His Holiness has written in this discourse on the Kalachakra,
“In the Bodhisattvayana Method, one meditates that everything one does is for the benefit of all living beings. Once it has been understood that all living beings want happiness and dislike suffering, the attitude which resumes responsibility for the welfare of all sentient beings arises. This attitude is an amazing, wonderful and most courageous force, more precious than anything else in existence. When one uses it as a basis for one’s life, the forces that destroy illusion and distortion are easily cultivated. Among the teachings of the Buddha, the Kalachakra Tantra is one of the most powerful and effective means which we can incorporate to create a world of lasting harmony and happiness. It is said that the purpose of the initiation is to plant certain seeds into the mind of the recipient.”

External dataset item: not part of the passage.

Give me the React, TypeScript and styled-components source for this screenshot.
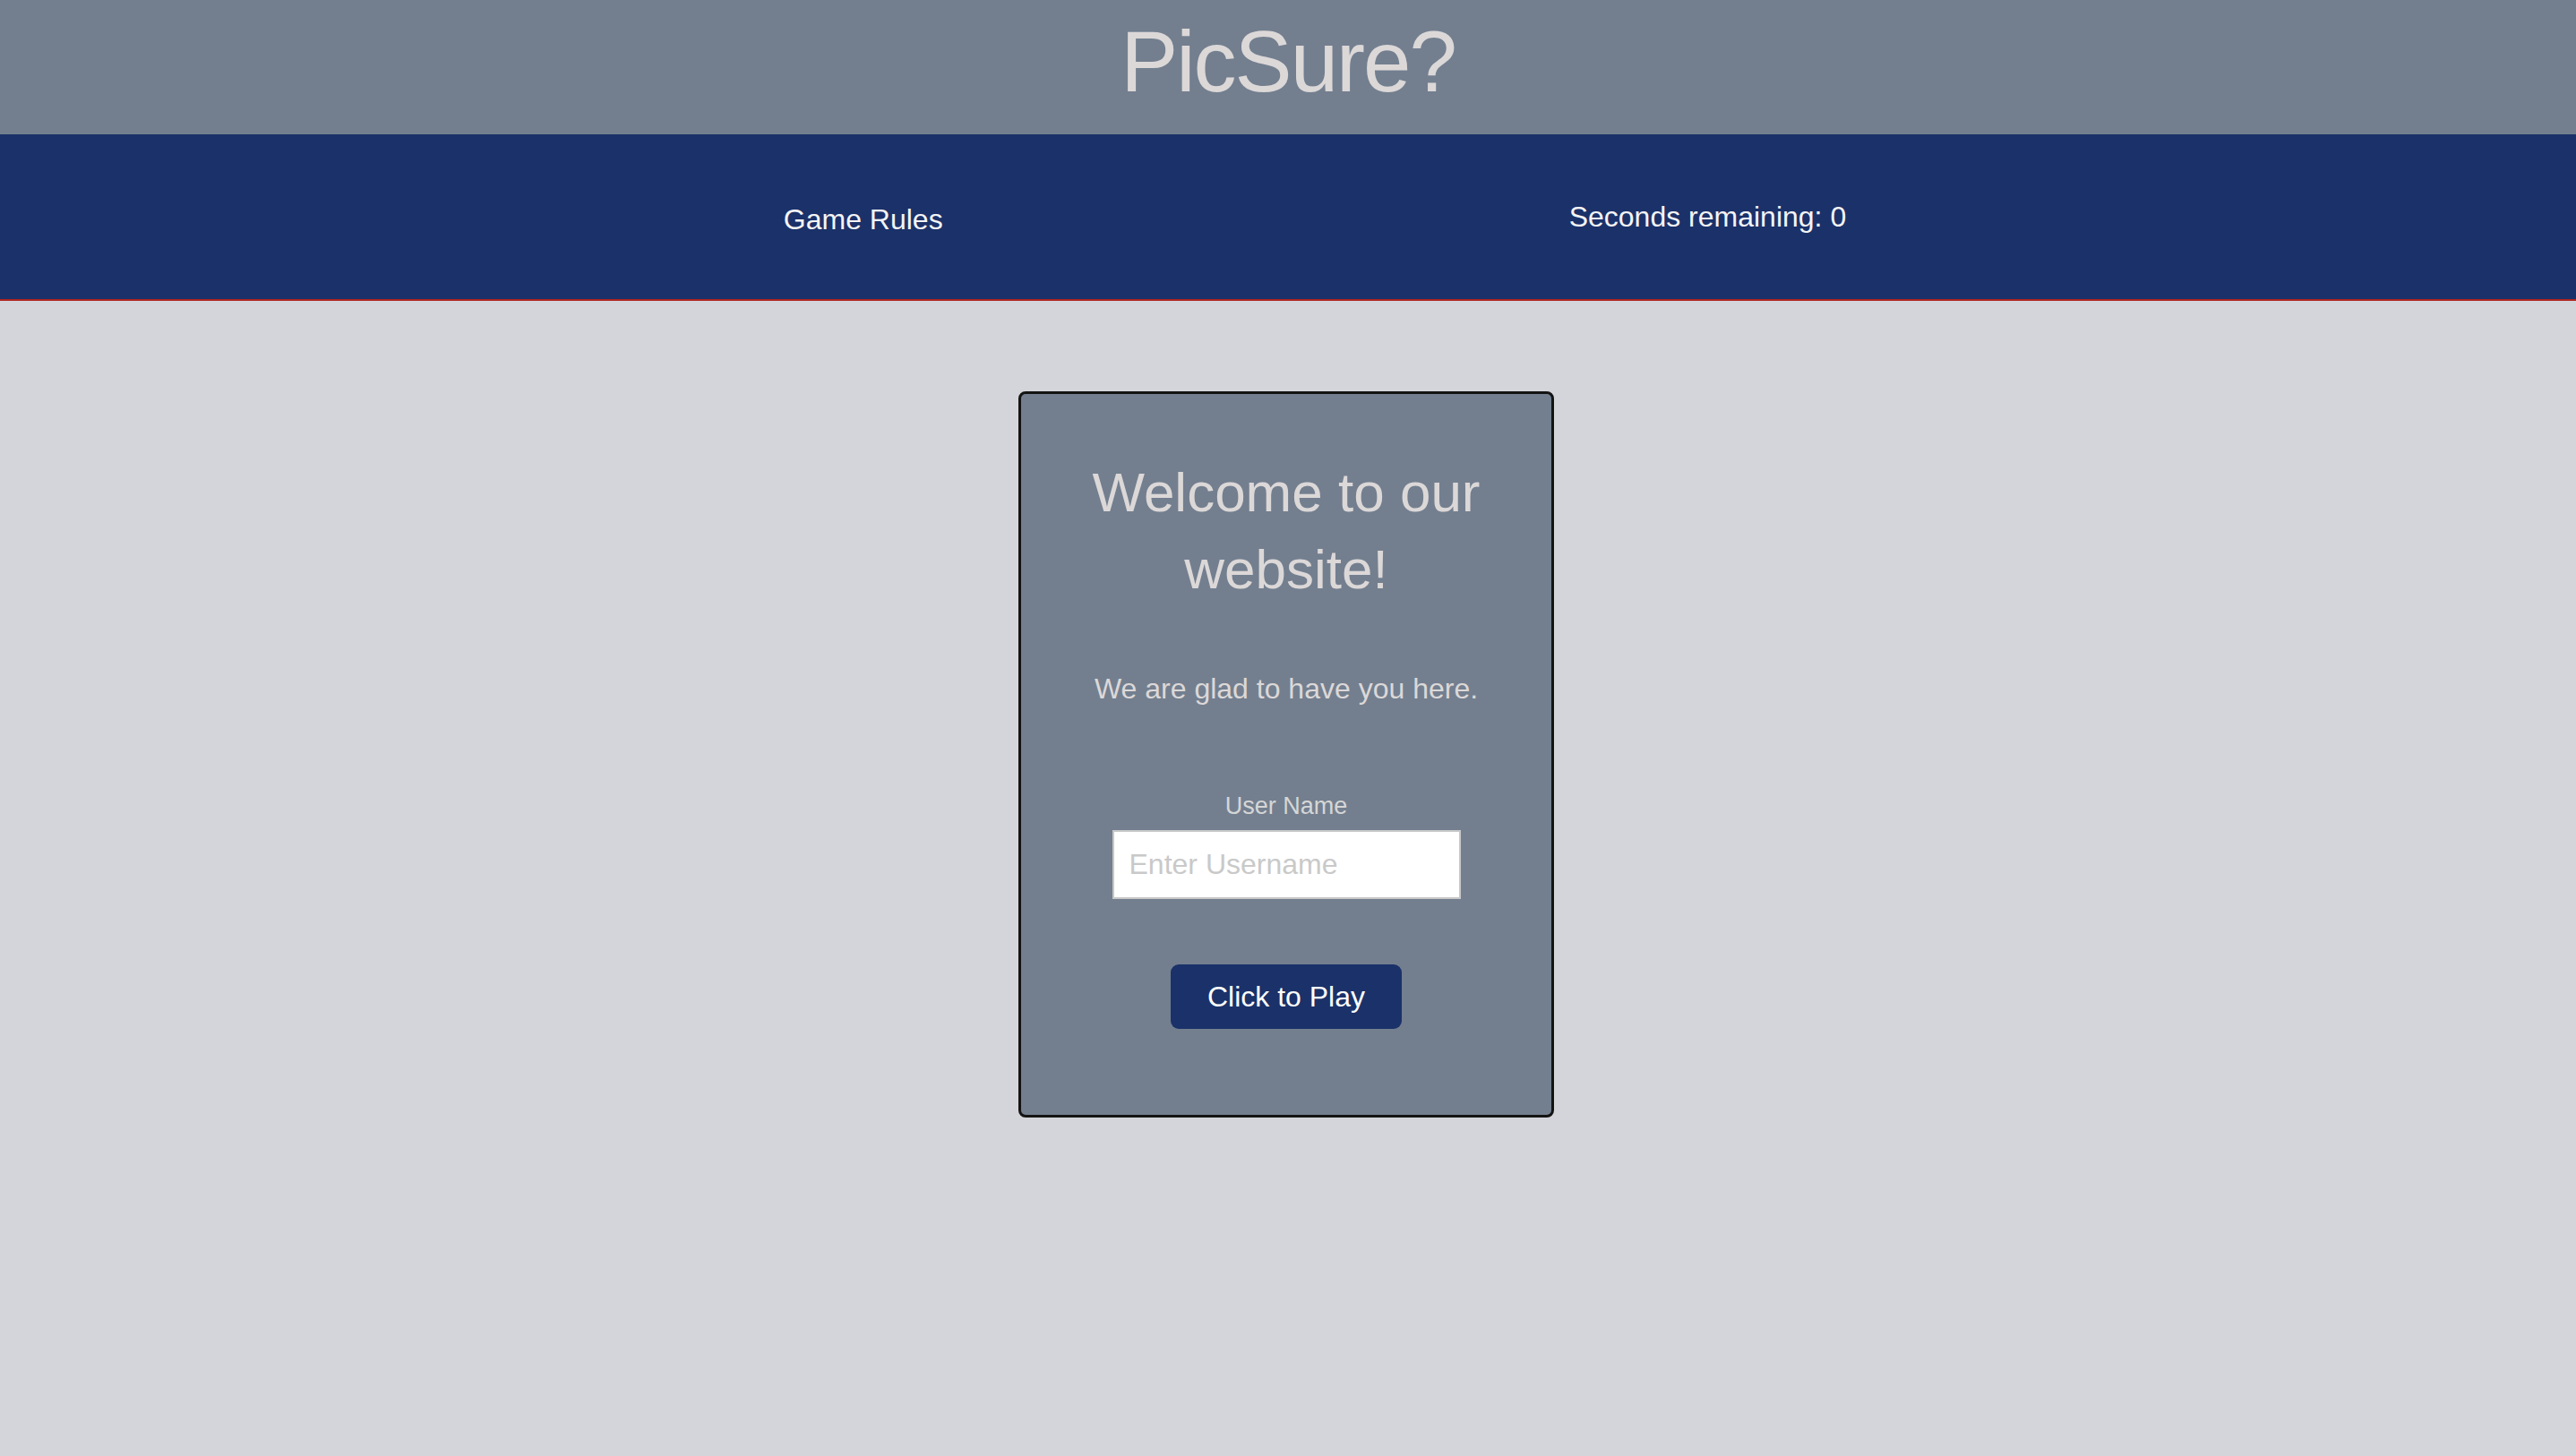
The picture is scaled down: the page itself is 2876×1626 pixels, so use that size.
import React from "react";
import styled, { createGlobalStyle } from "styled-components";

const GlobalStyle = createGlobalStyle`
  html, body {
    margin: 0;
    padding: 0;
    background: #d4d5da;
  }
  body {
    font-family: "Liberation Sans", Arial, Helvetica, sans-serif;
  }
  * { box-sizing: border-box; }
`;

const Page = styled.div`
  min-height: 100vh;
  background: #d4d5da;
  display: flex;
  flex-direction: column;
`;

const Header = styled.header`
  height: 150px;
  background: #737f8f;
  display: flex;
  justify-content: center;
  align-items: flex-start;
  padding-top: 21px;
`;

const Title = styled.h1`
  margin: 0;
  font-size: 96px;
  line-height: 96px;
  font-weight: 400;
  letter-spacing: -2px;
  color: #dcd8d8;
`;

const Nav = styled.nav`
  height: 186px;
  background: #1b3169;
  border-bottom: 2px solid #b02420;
  display: flex;
  justify-content: center;
  align-items: center;
  gap: 699px;
  padding-left: 60px;
`;

const NavLink = styled.span<{ $offset?: number }>`
  font-size: 32px;
  color: #f4f4f6;
  margin-top: ${(p) => p.$offset ?? 0}px;
  cursor: pointer;
`;

const Main = styled.main`
  display: flex;
  justify-content: center;
  padding-top: 101px;
  padding-right: 4px;
`;

const Card = styled.section`
  width: 598px;
  height: 811px;
  background: #737f8f;
  border: 3px solid #141414;
  border-radius: 8px;
  display: flex;
  flex-direction: column;
  align-items: center;
  padding-top: 67px;
  text-align: center;
`;

const Heading = styled.h2`
  margin: 0;
  width: 520px;
  font-size: 62px;
  line-height: 86px;
  font-weight: 400;
  color: #dcd8d8;
`;

const Lead = styled.p`
  margin: 72px 0 0;
  font-size: 32px;
  color: #dcd8d8;
`;

const Field = styled.label`
  margin-top: 97px;
  display: flex;
  flex-direction: column;
  align-items: center;
  gap: 11px;
`;

const FieldLabel = styled.span`
  font-size: 27px;
  line-height: 31px;
  color: #d6d6d6;
`;

const Input = styled.input`
  width: 389px;
  height: 77px;
  border: 2px solid #c8c8c8;
  background: #ffffff;
  padding: 0 17px;
  font-family: "Liberation Sans", Arial, Helvetica, sans-serif;
  font-size: 32px;
  color: #333;
  outline: none;
  &::placeholder {
    color: #c9c9c9;
  }
`;

const PlayButton = styled.button`
  margin-top: 73px;
  width: 258px;
  height: 72px;
  background: #1b3169;
  color: #ffffff;
  border: none;
  border-radius: 9px;
  font-family: "Liberation Sans", Arial, Helvetica, sans-serif;
  font-size: 32px;
  cursor: pointer;
`;

export default function App() {
  return (
    <>
      <GlobalStyle />
      <Page>
        <Header>
          <Title>PicSure?</Title>
        </Header>
        <Nav>
          <NavLink $offset={6}>Game Rules</NavLink>
          <NavLink>Seconds remaining: 0</NavLink>
        </Nav>
        <Main>
          <Card>
            <Heading>Welcome to our website!</Heading>
            <Lead>We are glad to have you here.</Lead>
            <Field>
              <FieldLabel>User Name</FieldLabel>
              <Input type="text" placeholder="Enter Username" />
            </Field>
            <PlayButton>Click to Play</PlayButton>
          </Card>
        </Main>
      </Page>
    </>
  );
}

As I returned to my island home and resumed my work as a gardener, I realized the power and importance of those seeds, seeing how those same seeds are alive in all of us, the seeds of awakening.
I pray, with the deepest conviction, for the ripening of all seeds from which will sprout greater understanding and compassion. I pray that with every breeze, our minds are cleansed of delusional thought, so that the seeds of truth can take hold in our collective lives, always, and everywhere. May all beings find their way home!